Another person who might otherwise be a critic of Roberts is a longtime friend. Georgetown University Law Center professor Richard Lazarus, an environmental law advocate, was a classmate of Roberts at Harvard Law School and roomed with him when they first came to Washington 25 years ago.
"John Roberts and I are very good friends, and I think very highly of him as a person, lawyer and judge," says Lazarus with care. "After that, I have to bow out."
Lazarus would not comment further, but other friends say the roots of Roberts' conservatism can be traced to his days as a Harvard undergraduate, toward the end of the Vietnam War. Seeing fellow students demonstrate in sympathy with Ho Chi Minh, one said, did not sit well with Roberts, who grew up in Indiana.

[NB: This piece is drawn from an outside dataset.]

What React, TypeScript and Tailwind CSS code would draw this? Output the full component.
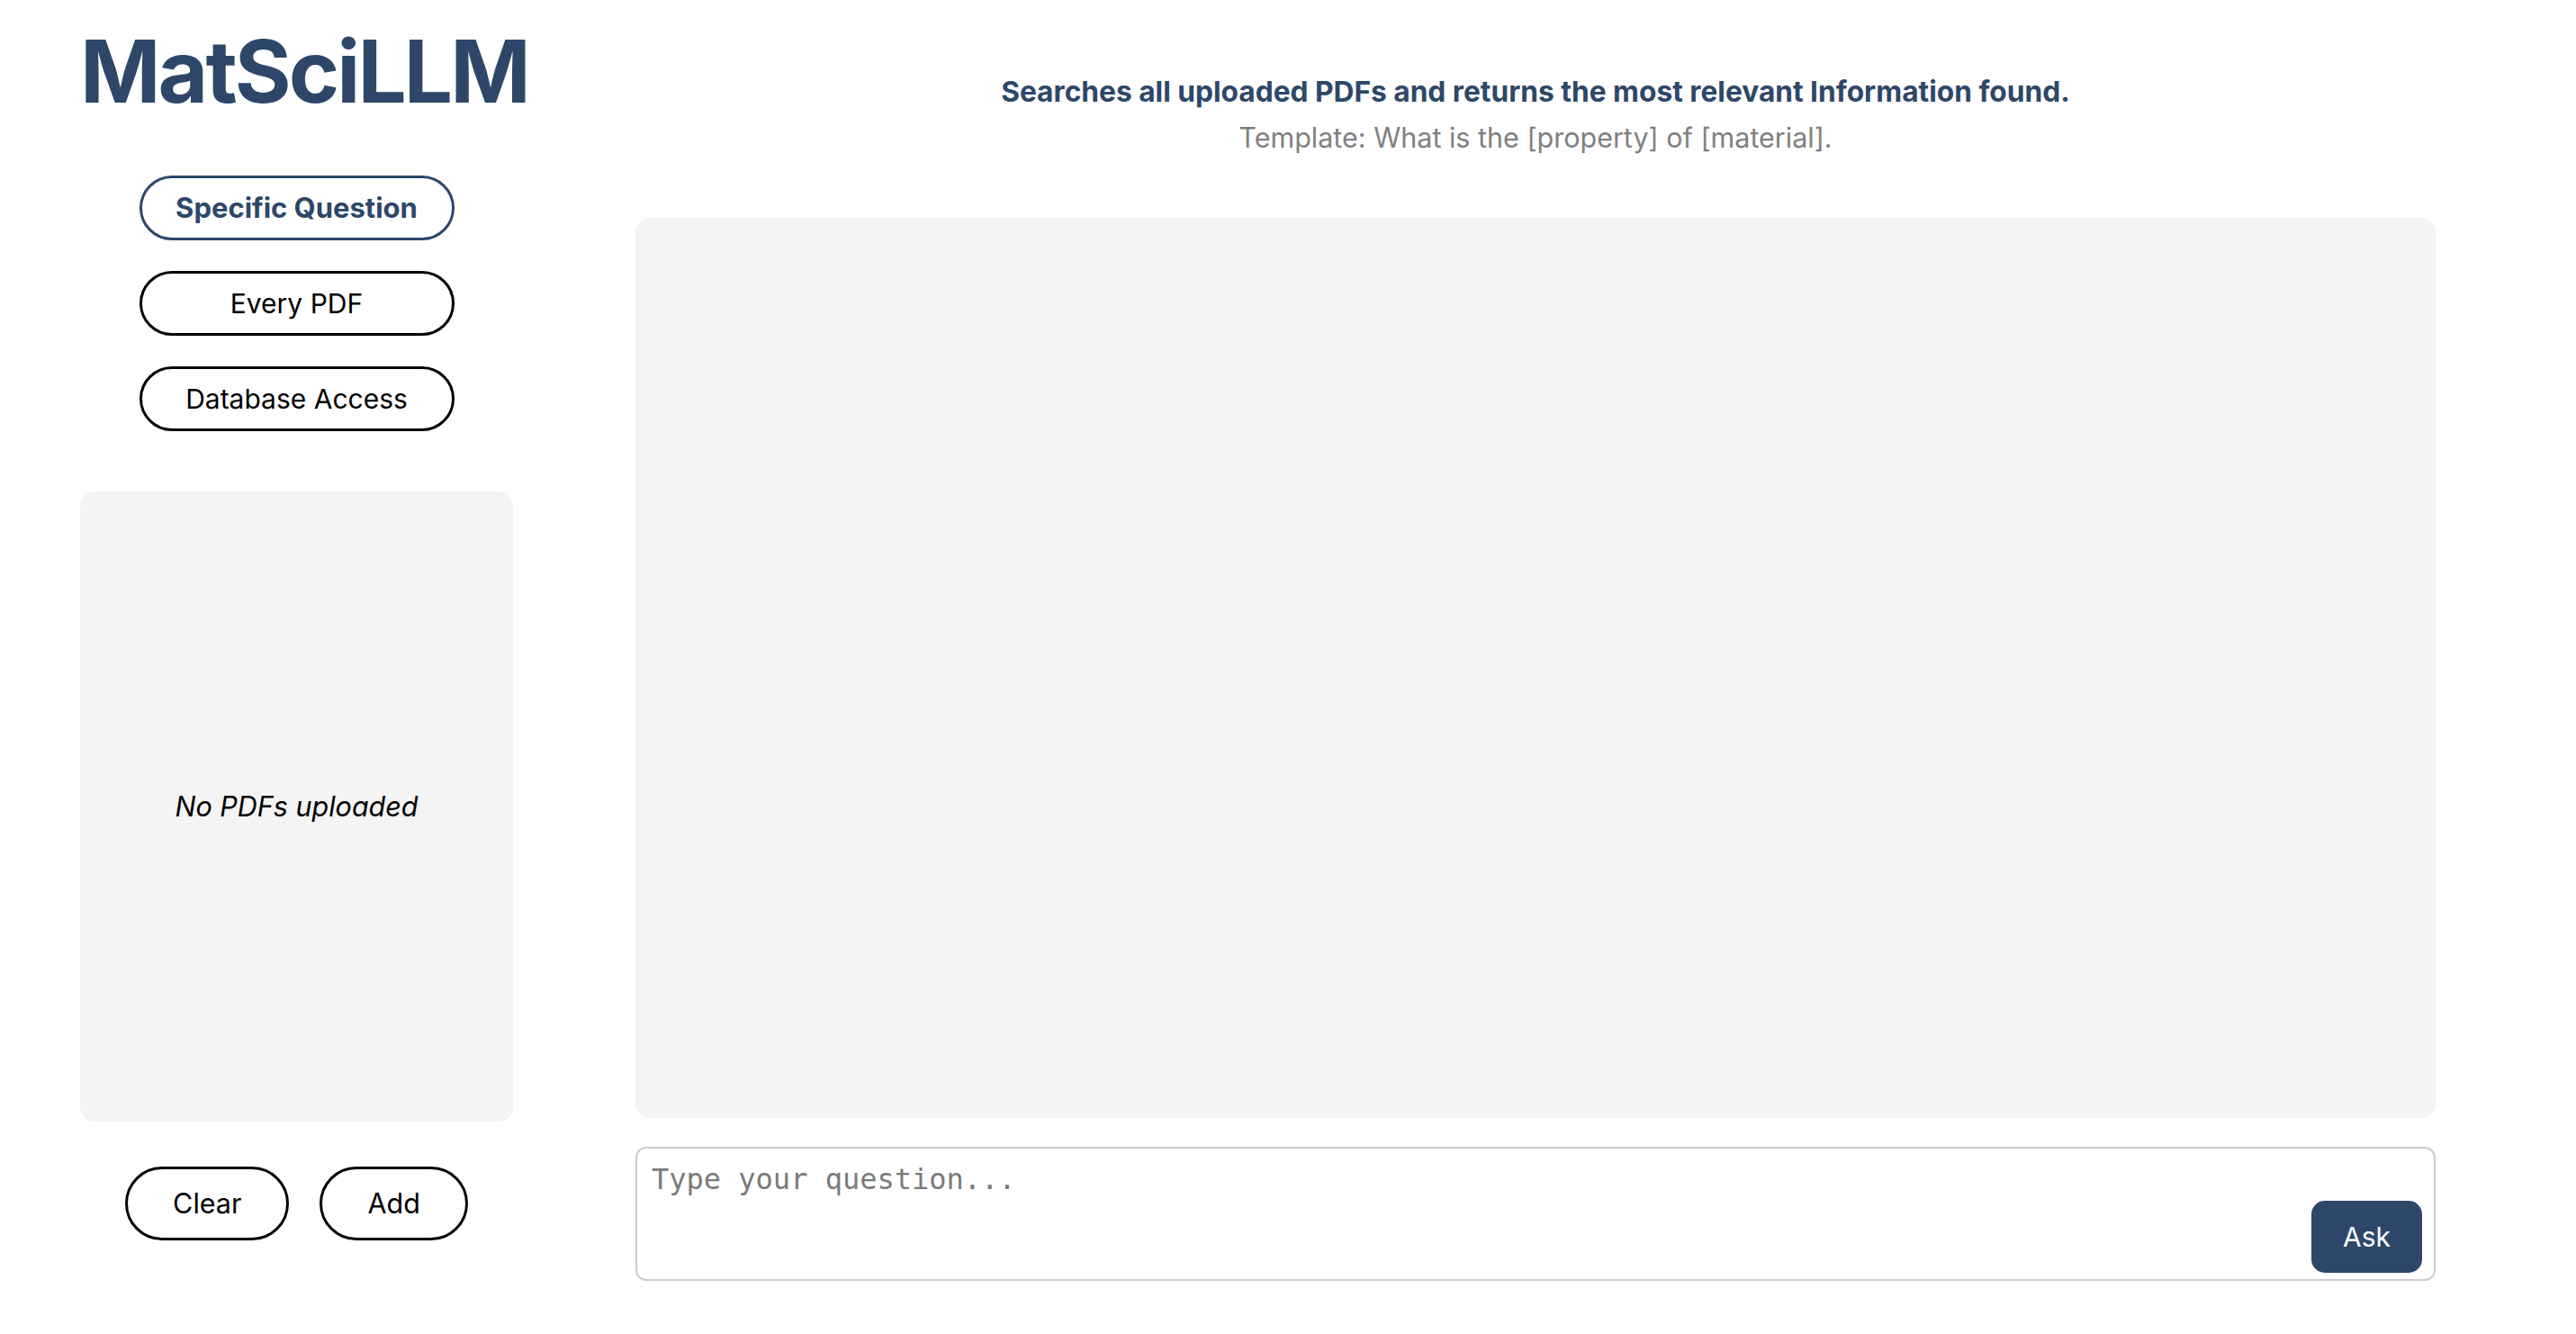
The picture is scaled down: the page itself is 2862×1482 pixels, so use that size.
import { useState } from "react";

const modes = ["Specific Question", "Every PDF", "Database Access"];

export default function App() {
  const [mode, setMode] = useState("Specific Question");
  const [question, setQuestion] = useState("");

  return (
    <div className="flex min-h-screen bg-white pl-[89px] font-['Inter','Liberation_Sans',sans-serif] text-black">
      {/* sidebar */}
      <div className="flex w-[481px] flex-col">
        <h1 className="mt-[31px] text-[96px] font-bold leading-none tracking-[-0.03em] text-[#2e4769]">
          MatSciLLM
        </h1>

        <div className="mt-[68px] flex flex-col items-center gap-[34px]">
          {modes.map((m) => (
            <button
              key={m}
              onClick={() => setMode(m)}
              className={
                mode === m
                  ? "flex h-[72px] w-[350px] items-center justify-center rounded-full border-[3px] border-[#2e4769] text-[31px] font-bold text-[#2e4769]"
                  : "flex h-[72px] w-[350px] items-center justify-center rounded-full border-[3px] border-black text-[30px] text-black"
              }
            >
              {m}
            </button>
          ))}
        </div>

        <div className="mt-[67px] flex h-[700px] items-center justify-center rounded-[16px] bg-[#f4f4f4]">
          <span className="text-[30.5px] italic">No PDFs uploaded</span>
        </div>

        <div className="mt-[50px] flex justify-center gap-[34px]">
          <button className="flex h-[82px] items-center rounded-full border-[3px] border-black px-[50px] text-[30.5px]">
            Clear
          </button>
          <button className="flex h-[82px] items-center rounded-full border-[3px] border-black px-[50px] text-[30.5px]">
            Add
          </button>
        </div>
      </div>

      {/* main */}
      <div className="ml-[136px] flex w-[2000px] flex-col">
        <div className="mt-[84px] flex flex-col items-center gap-[15px]">
          <p className="text-[31.7px] font-bold leading-[36px] text-[#2e4769]">
            Searches all uploaded PDFs and returns the most relevant Information found.
          </p>
          <p className="text-[30.5px] leading-[36px] text-[#808080]">
            Template: What is the [property] of [material].
          </p>
        </div>

        <div className="mt-[71px] h-[1000px] rounded-[16px] bg-[#f4f4f4]" />

        <div className="mt-[32px] flex h-[149px] items-end rounded-[12px] border-2 border-[#cccccc] bg-white">
          <textarea
            value={question}
            onChange={(e) => setQuestion(e.target.value)}
            placeholder="Type your question..."
            className="h-full flex-1 resize-none rounded-[12px] bg-transparent p-[16px] font-['DejaVu_Sans_Mono',monospace] text-[32px] leading-[37px] outline-none placeholder:text-[#7a7a7a]"
          />
          <button className="mb-[7px] mr-[13px] flex h-[80px] w-[123px] items-center justify-center rounded-[15px] bg-[#2e4769] text-[30px] text-white">
            Ask
          </button>
        </div>
      </div>
    </div>
  );
}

As unassuming as Roberts is, he also has a keen sense of humor, friends say. When Roberts was deputy solicitor general in 1990, he and Hogan friend Prettyman were adversaries in Lujan v. National Wildlife Federation, a case that turned out to be a landmark decision narrowing the doctrine of standing. Prettyman's federation clients claimed they had standing to challenge certain Interior Department land management decisions because they used nearby land for recreational purposes. Roberts argued that was not a specific enough injury to achieve standing.
Before the argument, Prettyman says, Roberts went out West to look over the public lands at issue in the case. "He sent me a postcard from out there," Prettyman recalls. "He wrote that he had looked and looked for my client, but couldn't find her."
As it turned out, neither could the Supreme Court. It ruled 5-4 that Prettyman's clients had no right to sue. Roberts' argument won the day.